Dialogues within the community, and within their new country is nothing new. Many attempts have been made to visit the painful history of the Vietnam war resulting in the presence of one and a half million Vietnamese in America.
But as I think back at those attempts at creating dialogue, I’m overwhelmed with sadness. Many such attempts have been marred by angry protesters unwilling and incapable of dialogue. This happened with a writers’ conference on the Vietnam War, at the University of Davis, in northern California, in 1995. At that event, I voiced my concerns that while writers and others from inside Vietnam were included, people from the community weren’t present. Yet, people in the community protested against me, simply for agreeing to be part of the conference.
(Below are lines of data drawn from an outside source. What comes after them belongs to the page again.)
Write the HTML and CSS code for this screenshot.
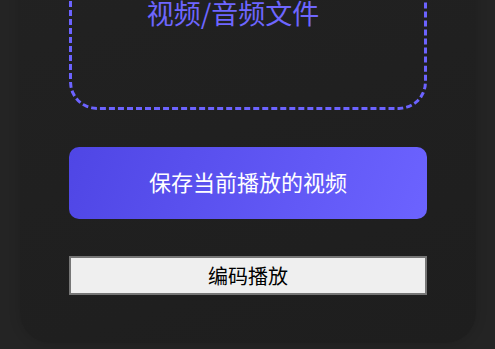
FILE: index.html
```html
<!DOCTYPE html>
<html lang="zh-CN">
<head>
    <meta charset="UTF-8">
    <title>视频播放</title>
    <link rel="stylesheet" href="styles.css">
</head>
<body class="main">
    <main class="card">
        <div class="drop_zone">
            <p class="drop_zone__text">视频/音频文件</p>
        </div>
        <button class="save_btn">保存当前播放的视频</button>
        <button class="encode_btn">编码播放</button>
    </main>
</body>
</html>
```

FILE: styles.css
```css
.main {
    margin: 0;
    padding-bottom: 6px;
    background: #242424;
    font-family: "Noto Sans CJK SC", "Noto Sans", sans-serif;
    overflow: hidden;
}

.card {
    margin: -100px 20px 0 20px;
    width: 456px;
    box-sizing: border-box;
    padding: 40px 49px 48px 49px;
    background: linear-gradient(160deg, #222 0%, #1e1e1e 100%);
    border-radius: 0 0 30px 30px;
    box-shadow: 0 0 12px rgba(0, 0, 0, 0.15);
}

.drop_zone {
    border: 3px dashed #6c63ff;
    border-radius: 28px;
    padding: 52px 30px 76px 0;
    text-align: center;
}
.drop_zone__text {
    margin: 0;
    color: #6e66ff;
    font-size: 27px;
    line-height: 36px;
}

.save_btn {
    display: block;
    width: 100%;
    height: 72px;
    margin-top: 37px;
    padding: 0 0 5px 0;
    border: none;
    border-radius: 10px;
    background: linear-gradient(110deg, #4f46e5 0%, #6c63ff 100%);
    color: #fff;
    font-family: inherit;
    font-size: 22px;
}

.encode_btn {
    display: block;
    width: 100%;
    height: 39px;
    margin-top: 37px;
    border: 2px solid #767676;
    border-radius: 0;
    background: #efefef;
    color: #000;
    font-family: inherit;
    font-size: 20px;
    padding: 0;
}
```
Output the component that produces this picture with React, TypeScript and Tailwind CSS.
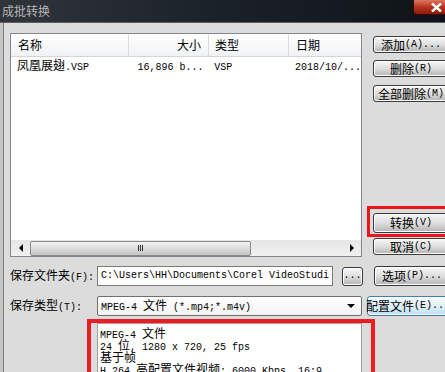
import React from "react";

const wide = /[\u2e80-\u9fff\u3000-\u303f\uff00-\uffef]/;

// mixed text: CJK at 12px, latin in a 6px-wide mono like the SimSun half-width glyphs
function T({ s }: { s: string }) {
  const runs: { w: boolean; t: string }[] = [];
  for (const ch of s) {
    const w = wide.test(ch);
    const last = runs[runs.length - 1];
    if (last && last.w === w) last.t += ch;
    else runs.push({ w, t: ch });
  }
  return (
    <>
      {runs.map((r, i) => (
        <span
          key={i}
          className={
            r.w
              ? "font-['Noto_Sans_CJK_SC',sans-serif] text-[12px]"
              : "font-['Liberation_Mono',monospace] text-[10px]"
          }
        >
          {r.t}
        </span>
      ))}
    </>
  );
}

const Btn = ({ label, className = "" }: { label: string; className?: string }) => (
  <div
    className={`flex shrink-0 items-center justify-center whitespace-pre rounded-[3px] border border-[#3a3a3a] bg-linear-to-b from-[#f7f7f7] via-[#dedede] to-[#b4b4b4] leading-[12px] text-black shadow-[inset_0_0_0_1px_#ffffff] ${className}`}
  >
    <T s={label} />
  </div>
);

const Header = () => (
  <div className="flex h-[23px] shrink-0 border-b border-[#d5d5d5] bg-linear-to-b from-[#ffffff] to-[#f1f2f4] leading-[12px] text-black">
    <div className="flex w-[118px] items-center border-r border-[#dcdcdc] pl-[7px]">
      <T s="名称" />
    </div>
    <div className="flex w-[80px] items-center justify-end border-r border-[#dcdcdc] pr-[7px]">
      <T s="大小" />
    </div>
    <div className="flex w-[80px] items-center border-r border-[#dcdcdc] pl-[6px]">
      <T s="类型" />
    </div>
    <div className="flex flex-1 items-center pl-[7px]">
      <T s="日期" />
    </div>
  </div>
);

const Row = () => (
  <div className="flex h-[17px] items-center whitespace-pre leading-[12px] text-black">
    <div className="w-[118px] pl-[6px]">
      <T s="凤凰展翅.VSP" />
    </div>
    <div className="w-[80px] pl-[9px]">
      <T s="16,896 b..." />
    </div>
    <div className="w-[80px] pl-[6px]">
      <T s="VSP" />
    </div>
    <div className="flex-1 pl-[7px]">
      <T s="2018/10/..." />
    </div>
  </div>
);

const HScroll = () => (
  <div className="flex h-[16px] shrink-0 items-center bg-linear-to-b from-[#e6e6e6] to-[#f0f0f0]">
    <div className="flex w-[19px] items-center justify-center">
      <div className="h-0 w-0 border-y-[4px] border-r-[4px] border-y-transparent border-r-black" />
    </div>
    <div className="flex h-[15px] w-[221px] items-center justify-center rounded-[2px] border border-[#8a8a8a] bg-linear-to-b from-[#f2f2f2] via-[#dcdcdc] to-[#c4c4c4]">
      <div className="flex gap-[1px]">
        <div className="h-[6px] w-[1px] bg-[#333]" />
        <div className="h-[6px] w-[1px] bg-[#333]" />
        <div className="h-[6px] w-[1px] bg-[#333]" />
      </div>
    </div>
    <div className="flex-1" />
    <div className="flex w-[19px] items-center justify-center">
      <div className="h-0 w-0 border-y-[4px] border-l-[4px] border-y-transparent border-l-black" />
    </div>
  </div>
);

export default function App() {
  return (
    <div className="flex h-[372px] w-[445px] flex-col overflow-hidden bg-[#dcdcdc]">
      {/* title bar */}
      <div className="flex h-[22px] shrink-0 bg-linear-to-r from-[#30353a] via-[#1b2129] to-[#0f1317]">
        <div className="flex-1 pl-[2px] pt-[3px] leading-[14px] text-[#b4b4b4]">
          <T s="成批转换" />
        </div>
        <div className="-mr-[14px] flex h-[15px] w-[46px] shrink-0 items-center justify-center rounded-bl-[4px] border border-t-0 border-[#3a0a06] bg-linear-to-b from-[#d9775f] via-[#b8321d] to-[#8c1b0c]">
          <svg width="11" height="9" viewBox="0 0 11 9">
            <path d="M1 0.5 L10 8.5 M10 0.5 L1 8.5" stroke="#fff" strokeWidth="2.4" />
          </svg>
        </div>
      </div>

      {/* client */}
      <div className="flex flex-1 border-t border-[#5e5e5e]">
        <div className="w-[3px] shrink-0 bg-[#c6c6c6]" />
        <div className="flex flex-1 flex-col border-l border-[#7b7b7b] pl-[6px] pt-[10px]">
          <div className="flex items-start">
            <div className="flex h-[224px] w-[352px] flex-col border border-[#828790] bg-white">
              <Header />
              <Row />
              <div className="flex-1" />
              <HScroll />
            </div>
            <div className="ml-[11px] flex flex-col pt-[3px]">
              <Btn label="添加(A)..." className="h-[17px] w-[76px]" />
              <Btn label="删除(R)" className="mt-[7px] h-[17px] w-[76px]" />
              <Btn label="全部删除(M)" className="mt-[8px] h-[17px] w-[76px]" />
              {/* red highlight around the convert button */}
              <div className="-ml-[6px] mt-[104px] border-[3px] border-[#f0141c] pb-[1px] pl-[3px] pr-[3px] pt-[4px]">
                <Btn label="转换(V)" className="h-[20px] w-[76px]" />
              </div>
              <Btn label="取消(C)" className="mt-[1px] h-[17px] w-[76px]" />
            </div>
          </div>

          <div className="mt-[9px] flex items-center whitespace-pre leading-[12px] text-black">
            <div className="w-[87px]">
              <T s="保存文件夹(F):" />
            </div>
            <div className="flex h-[20px] w-[236px] items-center overflow-hidden border border-[#7a7a7a] bg-white pl-[3px]">
              <T s="C:\Users\HH\Documents\Corel VideoStudi" />
            </div>
            <Btn label="..." className="ml-[9px] h-[19px] w-[21px]" />
            <Btn label="选项(P)..." className="ml-[11px] h-[20px] w-[76px]" />
          </div>

          <div className="mt-[10px] flex items-center whitespace-pre leading-[12px] text-black">
            <div className="w-[87px]">
              <T s="保存类型(T):" />
            </div>
            <div className="flex h-[20px] w-[265px] items-center rounded-[2px] border border-[#6f6f6f] bg-linear-to-b from-[#ffffff] to-[#f2f2f2] pl-[3px] pr-[6px]">
              <div className="flex-1">
                <T s="MPEG-4 文件 (*.mp4;*.m4v)" />
              </div>
              <div className="h-0 w-0 border-x-[4px] border-t-[4px] border-x-transparent border-t-black" />
            </div>
            <div className="ml-[5px] flex h-[20px] w-[82px] shrink-0 items-center justify-center rounded-[3px] border border-[#3c7fb1] bg-linear-to-b from-[#f4fafd] via-[#e0f0fa] to-[#c2dff0] leading-[12px] shadow-[inset_0_0_0_1px_#ffffff]">
              <T s="配置文件(E)..." />
            </div>
          </div>

          <div className="ml-[77px] mt-[3px] flex w-[288px] flex-1 border-[4px] border-b-0 border-[#ee1d23] pl-[6px] pr-[9px]">
            <div className="flex flex-1 flex-col whitespace-pre border border-b-0 border-[#a0a0a0] bg-white pl-[2px] pt-[2px] leading-[12px] text-black">
              <div className="h-[12px]"><T s="MPEG-4 文件" /></div>
              <div className="h-[12px]"><T s="24 位, 1280 x 720, 25 fps" /></div>
              <div className="h-[12px]"><T s="基于帧" /></div>
              <div className="h-[12px]"><T s="H.264 高配置文件视频: 6000 Kbps, 16:9" /></div>
            </div>
          </div>
        </div>
      </div>
    </div>
  );
}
It happened again at the San Jose Museum during an exhibition in 1996 that included artists from both inside and outside the country. Thousands protested the event, and as a guest curator trying to bring Vietnamese American painters and artists to the public, I was a target of insults, threats, and defamation. In 1999 similar protests happened at the Bowers Museum in Orange County: in order to be inside and give a talk on what themes some Vietnamese American artists were painting about, I was met with the same threats and insults, and someone tried to throw a pair of underwear on my head. A year later, in Oakland, Calif., an exhibition of lithograph images of Communist leader Ho Chi Minh sparked weeks of violent protests. I accepted to offer some comments in public during this affair–because I knew the insults, shouts, scare tactics, and the burning effigies, were gaining the protesters few friends outside their own circles. At a public forum, I berated the gallery owners for putting up the show with little consultation and understanding of community feelings. Yet I was shouted down, threatened, and had to be escorted out by the police, for trying to bring the voices of the protesters inside a forum, instead of having them outside, unacceptable to many.
Distanced as I am physically, the sadness I have known will not go away. What is happening in Southern California points to attitudes that foster no better illumination of the situation in the community, or inside Vietnam. Censorship in the community has never made sense to me, especially when those advocating it escaped Vietnam because of government control. The protests are brought up by the authorities inside the country as proof of threat from "dangerous foreign elements", and thus an excuse to further maintain a controlling hand.
For many in the community, the wounds of war will remain forever fresh. But for some, dialogues will be impossible—I suspect the political dimensions the protesters offer as reasons for their disapproval of the VAALA’s aims and the exhibition mask deeper issues. There are cultural and linguistic barriers. Class, race, and economic disparity complicate the situation.
More difficult is the intransigent position they have forced themselves into. As purported fervent anti-Communists, their protests are necessary expressions of who they are, a vocal presence that may offer them a sense of confidence and identity. I think of people across the world, in Afghanistan, Indonesia, Pakistan, or Sri Lanka and Iraq: forced into a desperate situations, whether being poor or on the wrong side of a political divide, they retreat into an intransigent position. Some will resort to acts of terror.
For many in the Vietnamese American community, the world has changed since their own experiences in war-torn or Communist-controlled Vietnam. Those who have visited or are living here know well how repressive the government is. It is not easy to accept such control, but they continue, however, to see gradual changes.
For the Vietnamese living inside the country, protests is extremely difficult. There is no freedom of expression–and their lives would be endangered if they were to adopt the kinds of tactics seen in Southern California.
That doesn’t mean they lack courage, or aren’t desperate to raise a voice.
I know plenty of writers, journalists, bloggers and artists who are.
They try, but without the freedom of expression known to people in America, they have chosen to do so within certain limits. In that way, they are having a dialogue within the country, and they have gained supporters.
For many Vietnamese Americans, the engagement in the past ten or 15 years with Vietnam is producing some results. Their money, professional skills, and civil ways are more valued. They are helping to open up the country. They won’t change the government or take down the Communist Party. But they, like many in Vietnam, are forcing a look at the issues, lending voice to civic leaders who are asking for reforms.
The protests in California, sadly, are not helping. While they give voice to a vocal desperate group, they are preventing dialogue towards a clear assessment of what’s happening in Vietnam—which was part of the intents of the exhibition organizers.
The protest won’t further any changes. Neither in California, nor in Vietnam. In that way, the protests serve no purposes to anyone but the protesters themselves.